Fallacy: only banks, insurers, lawyers and accountants have the monopoly in professional investment knowledge.
Private investigators, from AON, Marsh, Control Risks Group, Pinkertons and Wackenhut all offer potential corporate added-value here. They also operate under the forensic accounting banner to undertake deep financial and behavioural analysis. A proper due diligence can win through more flexibility and discretion. One such due diligence by Dynegy on Enron made the correct call on risk hazard and called off the merger. It saved an unbelievable fortune.
Basel II enables Moodys and Standard & Poors, plus the corporations themselves, to certify the level of operational risk. Some groups will have become disposed towards offering a more tailored or sympathetic risk assessment.

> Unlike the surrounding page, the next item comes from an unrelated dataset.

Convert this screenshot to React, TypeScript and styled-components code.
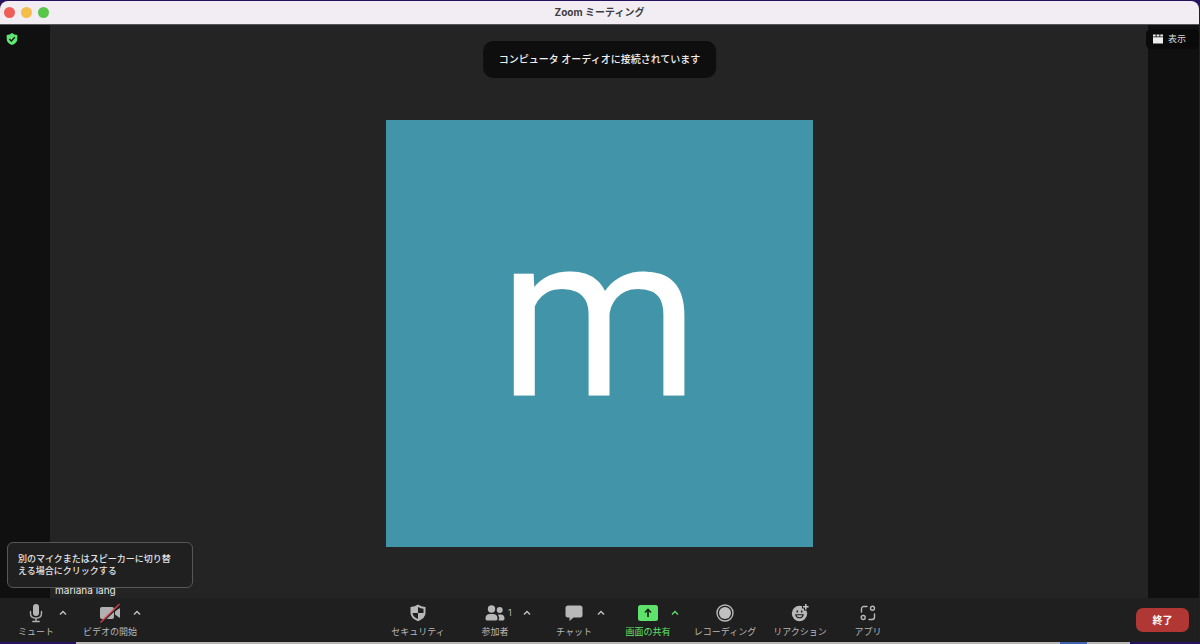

The traditional credit-rating visit cannot be so highly valued seeing that the target company has lots of advance warning. To paraphrase Heisenberg’s principle of uncertainty:
You can never be sure of the direction or health of a target company, because these are directly affected by the means you use to observe them.
Newer aspects of this investigative process show that company data are more accurate and accountable when the target is completely unaware of the observation carried out by snooping. Forensic accounting comes in useful; it is more akin to industrial espionage, but the data is less likely to be compromised by a public relations exercise. These forensic agents can be employed to separate performance from ill-deserved reputation. They can take the subtle, covert observation of the subject to get closer to the truth.
Then, they can get the metaphysical corporate handcuffs on the risk-offering crook. More flexible analytical activity clearly complements the bank’s own analysts and traditional due
diligence process. Forensic accounting comes in to provide a deeper investigation. Otherwise, banks and financial companies suffer when they are still locked in a narrow corporate group- think.